Skip to content

v0.3.3 - Multi-Process Tokenization and Information Retrieval Improvements

Compare
Choose a tag to compare
@nreimers nreimers released this 06 Aug 08:16
· 1398 commits to master since this release

New Functions

  • Multi-process tokenization (Linux only) for the model encode function. Significant speed-up when encoding large sets
  • Tokenization of datasets for training can now run in parallel (Linux Only)
  • New example for Quora Duplicate Questions Retrieval: See examples-folder
  • Many small improvements for training better models for Information Retrieval
  • Fixed LabelSampler (can be used to get batches with certain number of matching labels. Used for BatchHardTripletLoss). Moved it to DatasetFolder
  • Added new Evaluators for ParaphraseMining and InformationRetrieval
  • evaluation.BinaryEmbeddingSimilarityEvaluator no longer assumes a 50-50 split of the dataset.

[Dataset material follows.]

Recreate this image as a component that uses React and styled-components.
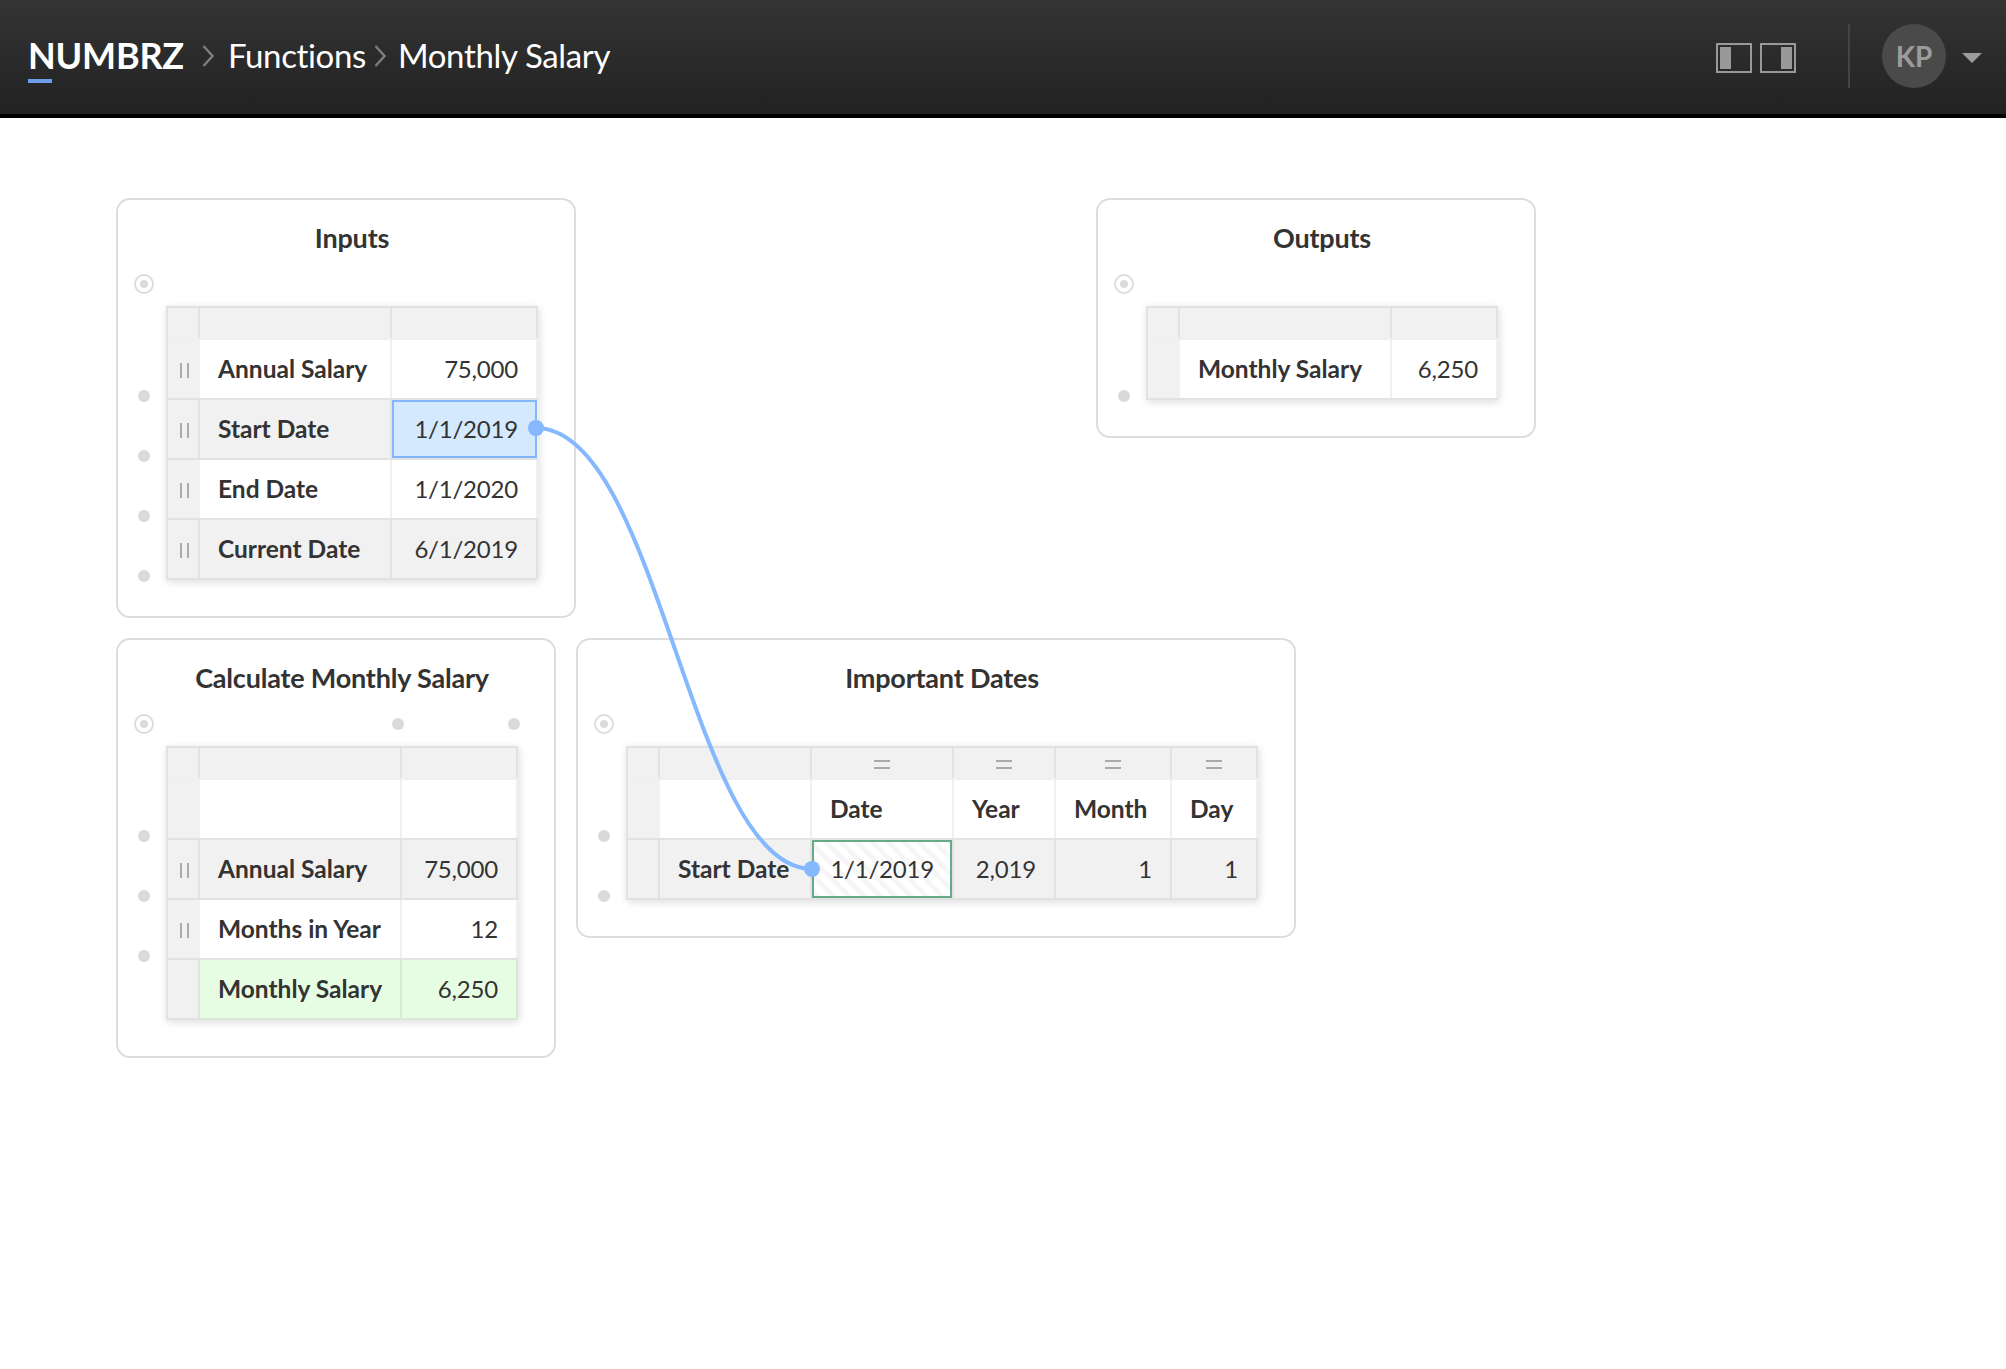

It computes the optimal threshold and measure accuracy
  • model.encode - When the convert_to_numpy parameter is set, the method returns a numpy matrix instead of a list of numpy vectors
  • New function: util.paraphrase_mining to perform paraphrase mining in a corpus. For an example see examples/training_quora_duplicate_questions/
  • New function: util.information_retrieval to perform information retrieval / semantic search in a corpus. For an example see examples/training_quora_duplicate_questions/

Breaking Changes

  • The evaluators (like EmbeddingSimilarityEvaluator) no longer accept a DataLoader as argument. Instead, the sentence and scores are directly passed. Old code that uses the previous evaluators needs to be changed. They can use the class method from_input_examples(). See examples/training_transformers/training_nli.py how to use the new evaluators.